There is no such thing as quiet in Cairo. This is not a city relax in, the buzz, energy and boisterous culture demands all of your attention all the time. Noise is endemic to the metropolis. Turn signals are nonexistent, giving way to road communication in which each signal involves the blaring of a horn. As you walk down the streets of Downtown, men yell from stalls, demanding your attention, buy this, buy that. Bicycle bells ding as walking men with trays of pita balanced on their heads make kissing noises to warn others they are coming through

Noise Awareness Day should be mandatory in this city. To celebrate on my own, I escaped to my bastion of serenity: the American University in Cairo’s (AUC) Downtown campus bookstore. In the heart of Downtown, right off Midan Tahrir, the noisiest part of the city, behind a grimy beige gate, the red and white arches of AUC provide relief from the sun and cacophony of Cairo’s myriad of sounds.



Walking into the campus, you have to leave an ID at the gate. The guards will ask where you are going, “bookstore” will get you through. Follow the path and turn right, the first doorway into the building called the Hill House will get you into the bookstore.

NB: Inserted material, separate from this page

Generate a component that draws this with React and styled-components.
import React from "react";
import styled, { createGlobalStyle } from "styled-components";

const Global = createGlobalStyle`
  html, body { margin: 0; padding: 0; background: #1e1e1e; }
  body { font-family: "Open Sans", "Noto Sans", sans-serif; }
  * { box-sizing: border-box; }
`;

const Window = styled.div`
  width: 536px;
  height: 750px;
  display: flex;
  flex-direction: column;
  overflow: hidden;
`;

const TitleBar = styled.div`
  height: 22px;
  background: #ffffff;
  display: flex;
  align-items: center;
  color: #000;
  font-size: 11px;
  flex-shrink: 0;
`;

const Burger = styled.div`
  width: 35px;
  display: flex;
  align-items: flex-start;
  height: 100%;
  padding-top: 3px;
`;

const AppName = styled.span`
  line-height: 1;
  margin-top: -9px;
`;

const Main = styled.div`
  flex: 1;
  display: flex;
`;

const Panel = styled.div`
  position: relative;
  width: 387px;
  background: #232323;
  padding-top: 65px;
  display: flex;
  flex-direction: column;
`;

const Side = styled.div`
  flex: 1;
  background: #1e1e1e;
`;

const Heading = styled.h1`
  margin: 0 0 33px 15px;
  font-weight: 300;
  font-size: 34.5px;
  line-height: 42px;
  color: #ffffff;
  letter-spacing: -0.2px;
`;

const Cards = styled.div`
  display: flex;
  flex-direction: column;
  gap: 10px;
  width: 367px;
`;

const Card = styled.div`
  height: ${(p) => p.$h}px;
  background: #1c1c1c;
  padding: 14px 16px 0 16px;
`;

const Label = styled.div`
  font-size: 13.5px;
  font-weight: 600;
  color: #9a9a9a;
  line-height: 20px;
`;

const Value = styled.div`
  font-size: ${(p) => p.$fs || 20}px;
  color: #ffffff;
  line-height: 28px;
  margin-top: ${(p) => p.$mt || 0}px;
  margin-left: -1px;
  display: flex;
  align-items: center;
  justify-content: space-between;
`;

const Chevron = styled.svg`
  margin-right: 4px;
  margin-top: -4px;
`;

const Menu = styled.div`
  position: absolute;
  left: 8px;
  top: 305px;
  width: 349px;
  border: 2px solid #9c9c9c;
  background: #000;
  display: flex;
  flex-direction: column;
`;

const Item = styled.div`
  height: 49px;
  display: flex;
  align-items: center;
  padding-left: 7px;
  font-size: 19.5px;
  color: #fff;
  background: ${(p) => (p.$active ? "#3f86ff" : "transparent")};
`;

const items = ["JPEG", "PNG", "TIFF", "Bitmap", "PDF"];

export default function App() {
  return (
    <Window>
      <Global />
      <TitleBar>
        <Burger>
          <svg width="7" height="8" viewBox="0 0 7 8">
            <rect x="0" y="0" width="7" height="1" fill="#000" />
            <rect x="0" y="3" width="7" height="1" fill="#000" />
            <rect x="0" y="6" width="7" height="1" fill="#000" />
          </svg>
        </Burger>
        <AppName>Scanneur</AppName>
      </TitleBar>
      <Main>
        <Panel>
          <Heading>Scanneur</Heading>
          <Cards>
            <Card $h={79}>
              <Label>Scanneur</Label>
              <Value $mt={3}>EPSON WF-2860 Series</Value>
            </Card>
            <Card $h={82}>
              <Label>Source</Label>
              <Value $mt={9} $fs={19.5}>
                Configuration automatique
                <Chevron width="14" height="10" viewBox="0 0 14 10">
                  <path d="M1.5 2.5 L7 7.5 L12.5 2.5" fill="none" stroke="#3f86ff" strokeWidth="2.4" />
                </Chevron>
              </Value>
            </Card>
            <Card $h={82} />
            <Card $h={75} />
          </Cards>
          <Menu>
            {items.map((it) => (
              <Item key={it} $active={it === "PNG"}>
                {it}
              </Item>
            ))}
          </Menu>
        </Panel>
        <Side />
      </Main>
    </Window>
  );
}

The cool breeze of the air-conditioning in the medium sized room of books on most subjects under the sun is calming. Books in English line the walls, bright and crisp with un-cracked spines and provide refuge in a city of shouted Arabic. Meandering the aisles, you can find anything, books are priced for international sale (i.e. not cheap), but I never go to buy.



The beauty of the bookshop is I have frequently removed a book, sat down on the floor, and perused at length without ever being asked to leave. I have never seen anyone else do this, but perhaps my presumptive actions and its’ infrequency has prompted the salesmen to leave me to my solitary page flipping.

Otherwise, you can always purchase the book and walk out to read on one of the chairs outside on the campus’s lush green grounds or simply cross the street and sit in any of the air-conditioned cafes dotting the road.


Photo: Qujecit


Like a good power nap, after 20 minutes inside the shop, I stepped out into the street. Bracing my ears the obligatory horn honk, sure enough there it was.

“#%^$!!!!!!!!!!” I thought to myself, but if there’s one thing you can always rely on in Cairo, it's noise.

THE AMERICAN UNIVERSITY TAHRIR SQUARE CAMPUS; 113 Kasr El Aini St; Cairo.